**WORK REQUIRED**
Copy out the data exactly, leaving the pictures behind.

**DATA BLOCK**
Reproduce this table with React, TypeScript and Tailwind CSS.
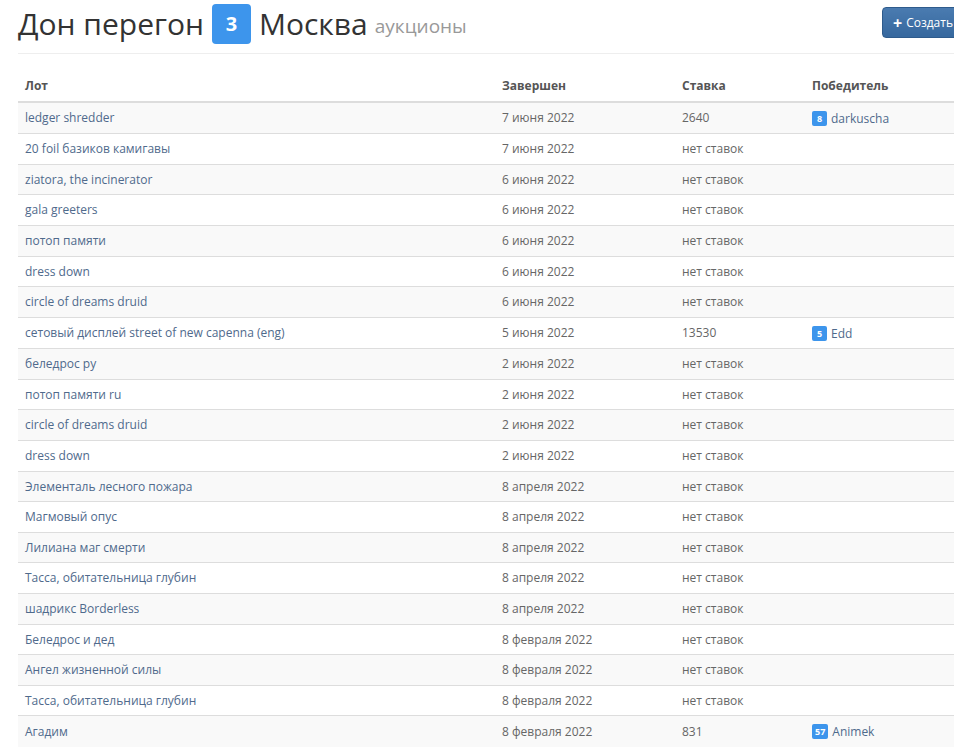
const rows: { lot: string; date: string; bid: string; winner?: { n: number; name: string } }[] = [
  { lot: "ledger shredder", date: "7 июня 2022", bid: "2640", winner: { n: 8, name: "darkuscha" } },
  { lot: "20 foil базиков камигавы", date: "7 июня 2022", bid: "нет ставок" },
  { lot: "ziatora, the incinerator", date: "6 июня 2022", bid: "нет ставок" },
  { lot: "gala greeters", date: "6 июня 2022", bid: "нет ставок" },
  { lot: "потоп памяти", date: "6 июня 2022", bid: "нет ставок" },
  { lot: "dress down", date: "6 июня 2022", bid: "нет ставок" },
  { lot: "circle of dreams druid", date: "6 июня 2022", bid: "нет ставок" },
  { lot: "сетовый дисплей street of new capenna (eng)", date: "5 июня 2022", bid: "13530", winner: { n: 5, name: "Edd" } },
  { lot: "беледрос ру", date: "2 июня 2022", bid: "нет ставок" },
  { lot: "потоп памяти ru", date: "2 июня 2022", bid: "нет ставок" },
  { lot: "circle of dreams druid", date: "2 июня 2022", bid: "нет ставок" },
  { lot: "dress down", date: "2 июня 2022", bid: "нет ставок" },
  { lot: "Элементаль лесного пожара", date: "8 апреля 2022", bid: "нет ставок" },
  { lot: "Магмовый опус", date: "8 апреля 2022", bid: "нет ставок" },
  { lot: "Лилиана маг смерти", date: "8 апреля 2022", bid: "нет ставок" },
  { lot: "Тасса, обитательница глубин", date: "8 апреля 2022", bid: "нет ставок" },
  { lot: "шадрикс Borderless", date: "8 апреля 2022", bid: "нет ставок" },
  { lot: "Беледрос и дед", date: "8 февраля 2022", bid: "нет ставок" },
  { lot: "Ангел жизненной силы", date: "8 февраля 2022", bid: "нет ставок" },
  { lot: "Тасса, обитательница глубин", date: "8 февраля 2022", bid: "нет ставок" },
  { lot: "Агадим", date: "8 февраля 2022", bid: "831", winner: { n: 57, name: "Animek" } },
];

function Header() {
  return (
    <div className="flex items-start justify-between h-[46px]">
      <h1 className="mt-[4px] flex items-center text-[30px] leading-none text-[#333]">
        <span>Дон перегон</span>
        <span className="ml-[8px] mr-[8px] flex h-[40px] w-[39px] items-center justify-center rounded-[4px] bg-[#3d95ec] text-[20px] font-bold text-white">
          3
        </span>
        <span>Москва</span>
        <span className="ml-[7px] mt-[5px] text-[19px] text-[#999]">аукционы</span>
      </h1>
      <button className="mt-[7px] flex h-[31px] items-center gap-[4px] rounded-[4px] border border-[#2e5b8c] bg-gradient-to-b from-[#4a7bb0] to-[#36689e] px-[10px] text-[12px] text-white">
        <span className="text-[16px] font-bold leading-none">+</span>
        Создать
      </button>
    </div>
  );
}

function Badge({ n }: { n: number }) {
  return (
    <span className="mr-[4px] inline-flex h-[15px] min-w-[15px] items-center justify-center rounded-[2px] bg-[#3d95ec] px-[3px] text-[9px] font-bold leading-none text-white">
      {n}
    </span>
  );
}

export default function App() {
  return (
    <div className="w-full overflow-hidden bg-white" style={{ fontFamily: '"Open Sans", sans-serif' }}>
      <div className="w-[964px] pl-[18px] pt-0">
        <Header />
        <div className="mt-[7px] border-t border-[#eee]" />
        <table className="mt-[16px] w-full border-collapse text-[12px] text-[#666]">
          <thead>
            <tr className="border-b-2 border-[#ddd]">
              <th className="w-[477px] px-[7px] pt-[6px] pb-[6px] text-left leading-[19px] font-bold text-[#555]">Лот</th>
              <th className="w-[180px] px-[7px] pt-[6px] pb-[6px] text-left leading-[19px] font-bold text-[#555]">Завершен</th>
              <th className="w-[130px] px-[7px] pt-[6px] pb-[6px] text-left leading-[19px] font-bold text-[#555]">Ставка</th>
              <th className="px-[7px] pt-[6px] pb-[6px] text-left leading-[19px] font-bold text-[#555]">Победитель</th>
            </tr>
          </thead>
          <tbody>
            {rows.map((r, i) => (
              <tr key={i} className={`border-t border-[#ddd] ${i % 2 === 0 ? "bg-[#f9f9f9]" : "bg-white"}`}>
                <td className="px-[7px] py-[5px] leading-[19.6px] text-[#4f6a8c]">{r.lot}</td>
                <td className="px-[7px] py-[5px] leading-[19.6px]">{r.date}</td>
                <td className="px-[7px] py-[5px] leading-[19.6px]">{r.bid}</td>
                <td className="px-[7px] py-[5px] leading-[19.6px]">
                  {r.winner && (
                    <span className="inline-flex items-center text-[#4f6a8c]">
                      <Badge n={r.winner.n} />
                      {r.winner.name}
                    </span>
                  )}
                </td>
              </tr>
            ))}
          </tbody>
        </table>
      </div>
    </div>
  );
}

**THE OUTPUT**
Reproduce this table with React, TypeScript and Tailwind CSS.
const rows: { lot: string; date: string; bid: string; winner?: { n: number; name: string } }[] = [
  { lot: "ledger shredder", date: "7 июня 2022", bid: "2640", winner: { n: 8, name: "darkuscha" } },
  { lot: "20 foil базиков камигавы", date: "7 июня 2022", bid: "нет ставок" },
  { lot: "ziatora, the incinerator", date: "6 июня 2022", bid: "нет ставок" },
  { lot: "gala greeters", date: "6 июня 2022", bid: "нет ставок" },
  { lot: "потоп памяти", date: "6 июня 2022", bid: "нет ставок" },
  { lot: "dress down", date: "6 июня 2022", bid: "нет ставок" },
  { lot: "circle of dreams druid", date: "6 июня 2022", bid: "нет ставок" },
  { lot: "сетовый дисплей street of new capenna (eng)", date: "5 июня 2022", bid: "13530", winner: { n: 5, name: "Edd" } },
  { lot: "беледрос ру", date: "2 июня 2022", bid: "нет ставок" },
  { lot: "потоп памяти ru", date: "2 июня 2022", bid: "нет ставок" },
  { lot: "circle of dreams druid", date: "2 июня 2022", bid: "нет ставок" },
  { lot: "dress down", date: "2 июня 2022", bid: "нет ставок" },
  { lot: "Элементаль лесного пожара", date: "8 апреля 2022", bid: "нет ставок" },
  { lot: "Магмовый опус", date: "8 апреля 2022", bid: "нет ставок" },
  { lot: "Лилиана маг смерти", date: "8 апреля 2022", bid: "нет ставок" },
  { lot: "Тасса, обитательница глубин", date: "8 апреля 2022", bid: "нет ставок" },
  { lot: "шадрикс Borderless", date: "8 апреля 2022", bid: "нет ставок" },
  { lot: "Беледрос и дед", date: "8 февраля 2022", bid: "нет ставок" },
  { lot: "Ангел жизненной силы", date: "8 февраля 2022", bid: "нет ставок" },
  { lot: "Тасса, обитательница глубин", date: "8 февраля 2022", bid: "нет ставок" },
  { lot: "Агадим", date: "8 февраля 2022", bid: "831", winner: { n: 57, name: "Animek" } },
];

function Header() {
  return (
    <div className="flex items-start justify-between h-[46px]">
      <h1 className="mt-[4px] flex items-center text-[30px] leading-none text-[#333]">
        <span>Дон перегон</span>
        <span className="ml-[8px] mr-[8px] flex h-[40px] w-[39px] items-center justify-center rounded-[4px] bg-[#3d95ec] text-[20px] font-bold text-white">
          3
        </span>
        <span>Москва</span>
        <span className="ml-[7px] mt-[5px] text-[19px] text-[#999]">аукционы</span>
      </h1>
      <button className="mt-[7px] flex h-[31px] items-center gap-[4px] rounded-[4px] border border-[#2e5b8c] bg-gradient-to-b from-[#4a7bb0] to-[#36689e] px-[10px] text-[12px] text-white">
        <span className="text-[16px] font-bold leading-none">+</span>
        Создать
      </button>
    </div>
  );
}

function Badge({ n }: { n: number }) {
  return (
    <span className="mr-[4px] inline-flex h-[15px] min-w-[15px] items-center justify-center rounded-[2px] bg-[#3d95ec] px-[3px] text-[9px] font-bold leading-none text-white">
      {n}
    </span>
  );
}

export default function App() {
  return (
    <div className="w-full overflow-hidden bg-white" style={{ fontFamily: '"Open Sans", sans-serif' }}>
      <div className="w-[964px] pl-[18px] pt-0">
        <Header />
        <div className="mt-[7px] border-t border-[#eee]" />
        <table className="mt-[16px] w-full border-collapse text-[12px] text-[#666]">
          <thead>
            <tr className="border-b-2 border-[#ddd]">
              <th className="w-[477px] px-[7px] pt-[6px] pb-[6px] text-left leading-[19px] font-bold text-[#555]">Лот</th>
              <th className="w-[180px] px-[7px] pt-[6px] pb-[6px] text-left leading-[19px] font-bold text-[#555]">Завершен</th>
              <th className="w-[130px] px-[7px] pt-[6px] pb-[6px] text-left leading-[19px] font-bold text-[#555]">Ставка</th>
              <th className="px-[7px] pt-[6px] pb-[6px] text-left leading-[19px] font-bold text-[#555]">Победитель</th>
            </tr>
          </thead>
          <tbody>
            {rows.map((r, i) => (
              <tr key={i} className={`border-t border-[#ddd] ${i % 2 === 0 ? "bg-[#f9f9f9]" : "bg-white"}`}>
                <td className="px-[7px] py-[5px] leading-[19.6px] text-[#4f6a8c]">{r.lot}</td>
                <td className="px-[7px] py-[5px] leading-[19.6px]">{r.date}</td>
                <td className="px-[7px] py-[5px] leading-[19.6px]">{r.bid}</td>
                <td className="px-[7px] py-[5px] leading-[19.6px]">
                  {r.winner && (
                    <span className="inline-flex items-center text-[#4f6a8c]">
                      <Badge n={r.winner.n} />
                      {r.winner.name}
                    </span>
                  )}
                </td>
              </tr>
            ))}
          </tbody>
        </table>
      </div>
    </div>
  );
}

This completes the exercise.